Do this: Draw out every line with the word "React" from the listing below.

Data lines:
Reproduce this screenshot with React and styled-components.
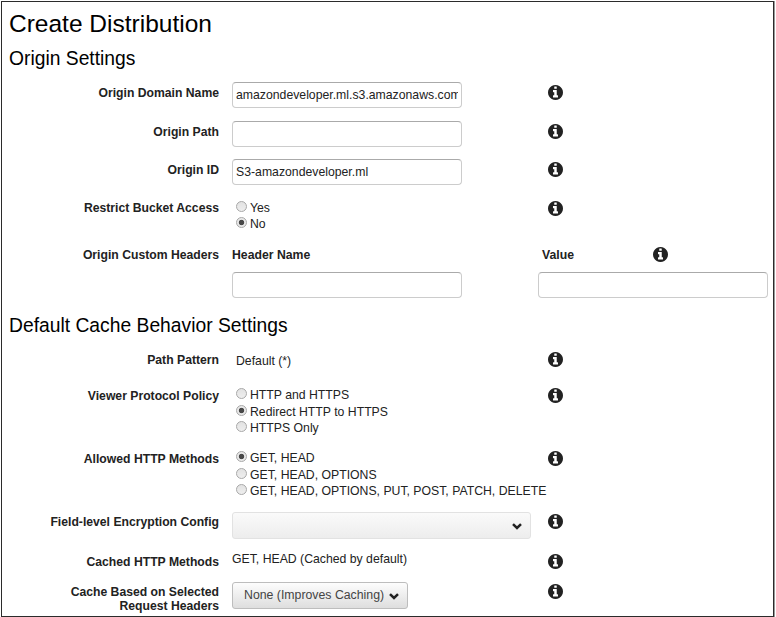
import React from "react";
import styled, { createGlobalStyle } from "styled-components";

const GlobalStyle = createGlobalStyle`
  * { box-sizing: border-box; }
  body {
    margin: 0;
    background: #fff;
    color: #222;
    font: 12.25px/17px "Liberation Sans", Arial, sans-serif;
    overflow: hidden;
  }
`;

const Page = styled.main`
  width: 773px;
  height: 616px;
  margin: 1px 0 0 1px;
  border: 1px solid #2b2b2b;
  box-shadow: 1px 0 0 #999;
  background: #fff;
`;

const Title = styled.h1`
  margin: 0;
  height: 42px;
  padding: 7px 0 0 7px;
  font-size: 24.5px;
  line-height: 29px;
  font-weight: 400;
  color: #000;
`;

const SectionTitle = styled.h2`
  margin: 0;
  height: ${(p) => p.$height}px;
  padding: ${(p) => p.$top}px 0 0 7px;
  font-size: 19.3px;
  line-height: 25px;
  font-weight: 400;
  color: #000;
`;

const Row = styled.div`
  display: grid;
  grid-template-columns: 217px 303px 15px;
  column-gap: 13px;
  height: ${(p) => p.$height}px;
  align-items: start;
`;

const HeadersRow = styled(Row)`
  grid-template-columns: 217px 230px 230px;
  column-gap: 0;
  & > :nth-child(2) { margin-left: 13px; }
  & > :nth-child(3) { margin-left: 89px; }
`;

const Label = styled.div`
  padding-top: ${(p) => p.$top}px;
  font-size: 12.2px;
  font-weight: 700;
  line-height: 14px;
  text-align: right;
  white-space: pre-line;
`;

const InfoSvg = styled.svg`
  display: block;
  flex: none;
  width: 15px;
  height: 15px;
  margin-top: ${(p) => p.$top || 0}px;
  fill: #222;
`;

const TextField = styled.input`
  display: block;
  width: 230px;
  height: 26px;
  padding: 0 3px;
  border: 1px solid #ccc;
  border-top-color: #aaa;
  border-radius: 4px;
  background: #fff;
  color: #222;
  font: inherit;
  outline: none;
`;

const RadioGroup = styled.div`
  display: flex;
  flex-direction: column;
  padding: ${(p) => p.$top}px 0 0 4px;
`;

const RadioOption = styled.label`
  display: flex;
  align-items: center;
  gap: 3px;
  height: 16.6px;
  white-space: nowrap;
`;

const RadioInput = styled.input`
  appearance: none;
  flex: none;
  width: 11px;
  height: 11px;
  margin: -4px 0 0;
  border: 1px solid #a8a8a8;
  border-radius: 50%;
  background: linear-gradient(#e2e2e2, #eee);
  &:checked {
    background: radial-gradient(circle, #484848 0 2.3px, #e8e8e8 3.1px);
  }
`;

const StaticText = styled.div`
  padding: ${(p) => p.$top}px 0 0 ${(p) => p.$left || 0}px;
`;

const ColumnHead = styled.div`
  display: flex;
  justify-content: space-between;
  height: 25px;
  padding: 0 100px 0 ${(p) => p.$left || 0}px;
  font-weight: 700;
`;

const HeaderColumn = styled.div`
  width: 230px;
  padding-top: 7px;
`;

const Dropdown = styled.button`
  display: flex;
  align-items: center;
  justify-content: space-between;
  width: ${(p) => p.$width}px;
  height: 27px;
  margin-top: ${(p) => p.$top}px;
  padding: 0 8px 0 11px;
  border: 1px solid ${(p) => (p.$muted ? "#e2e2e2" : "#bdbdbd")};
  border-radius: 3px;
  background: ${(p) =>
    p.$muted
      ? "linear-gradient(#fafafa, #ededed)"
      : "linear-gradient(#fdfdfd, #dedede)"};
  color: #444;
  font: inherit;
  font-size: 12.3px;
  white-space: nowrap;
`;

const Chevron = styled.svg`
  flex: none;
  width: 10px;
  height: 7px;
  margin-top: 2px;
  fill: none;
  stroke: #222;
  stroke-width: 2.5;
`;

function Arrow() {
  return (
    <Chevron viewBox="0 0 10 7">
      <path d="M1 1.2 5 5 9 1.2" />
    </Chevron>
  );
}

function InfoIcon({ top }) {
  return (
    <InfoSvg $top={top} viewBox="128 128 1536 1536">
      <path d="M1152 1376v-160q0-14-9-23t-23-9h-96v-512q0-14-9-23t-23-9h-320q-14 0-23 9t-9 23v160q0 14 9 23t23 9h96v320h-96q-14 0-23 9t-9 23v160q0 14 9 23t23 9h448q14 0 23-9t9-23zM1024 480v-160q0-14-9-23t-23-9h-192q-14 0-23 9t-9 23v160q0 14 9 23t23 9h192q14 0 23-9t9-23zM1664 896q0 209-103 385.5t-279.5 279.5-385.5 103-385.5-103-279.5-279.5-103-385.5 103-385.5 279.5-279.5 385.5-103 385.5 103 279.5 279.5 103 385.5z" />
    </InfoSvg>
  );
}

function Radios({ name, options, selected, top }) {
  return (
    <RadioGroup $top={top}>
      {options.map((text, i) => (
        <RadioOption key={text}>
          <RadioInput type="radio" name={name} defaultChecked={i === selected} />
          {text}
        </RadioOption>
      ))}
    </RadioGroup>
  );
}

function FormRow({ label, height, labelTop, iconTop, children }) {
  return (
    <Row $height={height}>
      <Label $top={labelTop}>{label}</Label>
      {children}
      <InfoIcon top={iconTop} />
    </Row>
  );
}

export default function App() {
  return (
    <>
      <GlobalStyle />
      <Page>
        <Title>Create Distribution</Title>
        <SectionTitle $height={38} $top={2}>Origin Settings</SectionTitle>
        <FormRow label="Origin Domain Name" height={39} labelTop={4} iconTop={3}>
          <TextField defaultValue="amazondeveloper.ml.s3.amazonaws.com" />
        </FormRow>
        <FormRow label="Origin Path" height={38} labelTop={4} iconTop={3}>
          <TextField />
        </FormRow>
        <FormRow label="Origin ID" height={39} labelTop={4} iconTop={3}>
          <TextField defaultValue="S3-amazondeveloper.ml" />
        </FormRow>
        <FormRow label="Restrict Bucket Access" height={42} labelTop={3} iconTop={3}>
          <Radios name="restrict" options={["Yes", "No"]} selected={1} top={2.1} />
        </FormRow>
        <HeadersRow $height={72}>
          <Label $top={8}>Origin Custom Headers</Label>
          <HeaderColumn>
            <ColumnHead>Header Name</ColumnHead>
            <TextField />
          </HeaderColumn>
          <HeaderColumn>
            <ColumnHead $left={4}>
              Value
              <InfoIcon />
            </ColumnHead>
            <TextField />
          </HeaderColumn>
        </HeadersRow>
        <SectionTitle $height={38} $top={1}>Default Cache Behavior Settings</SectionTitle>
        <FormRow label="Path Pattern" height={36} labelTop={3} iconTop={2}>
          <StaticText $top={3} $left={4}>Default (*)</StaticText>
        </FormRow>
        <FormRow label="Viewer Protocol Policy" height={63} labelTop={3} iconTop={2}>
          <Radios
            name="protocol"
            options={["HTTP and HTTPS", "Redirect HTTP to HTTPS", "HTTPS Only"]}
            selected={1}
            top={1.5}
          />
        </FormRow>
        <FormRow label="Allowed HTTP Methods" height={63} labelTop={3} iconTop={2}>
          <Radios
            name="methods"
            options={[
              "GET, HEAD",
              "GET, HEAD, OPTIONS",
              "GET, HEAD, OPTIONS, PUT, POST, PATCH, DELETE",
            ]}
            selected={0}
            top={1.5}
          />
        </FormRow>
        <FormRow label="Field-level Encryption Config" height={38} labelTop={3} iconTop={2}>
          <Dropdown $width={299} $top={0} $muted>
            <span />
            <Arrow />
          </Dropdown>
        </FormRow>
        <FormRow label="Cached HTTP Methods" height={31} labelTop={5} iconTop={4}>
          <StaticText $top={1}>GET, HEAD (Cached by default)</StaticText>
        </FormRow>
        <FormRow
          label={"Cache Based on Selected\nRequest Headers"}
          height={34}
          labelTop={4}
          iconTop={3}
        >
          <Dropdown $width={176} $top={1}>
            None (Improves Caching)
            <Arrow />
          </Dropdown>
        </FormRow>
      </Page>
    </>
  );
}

Written solution:
Reproduce this screenshot with React and styled-components.
import React from "react";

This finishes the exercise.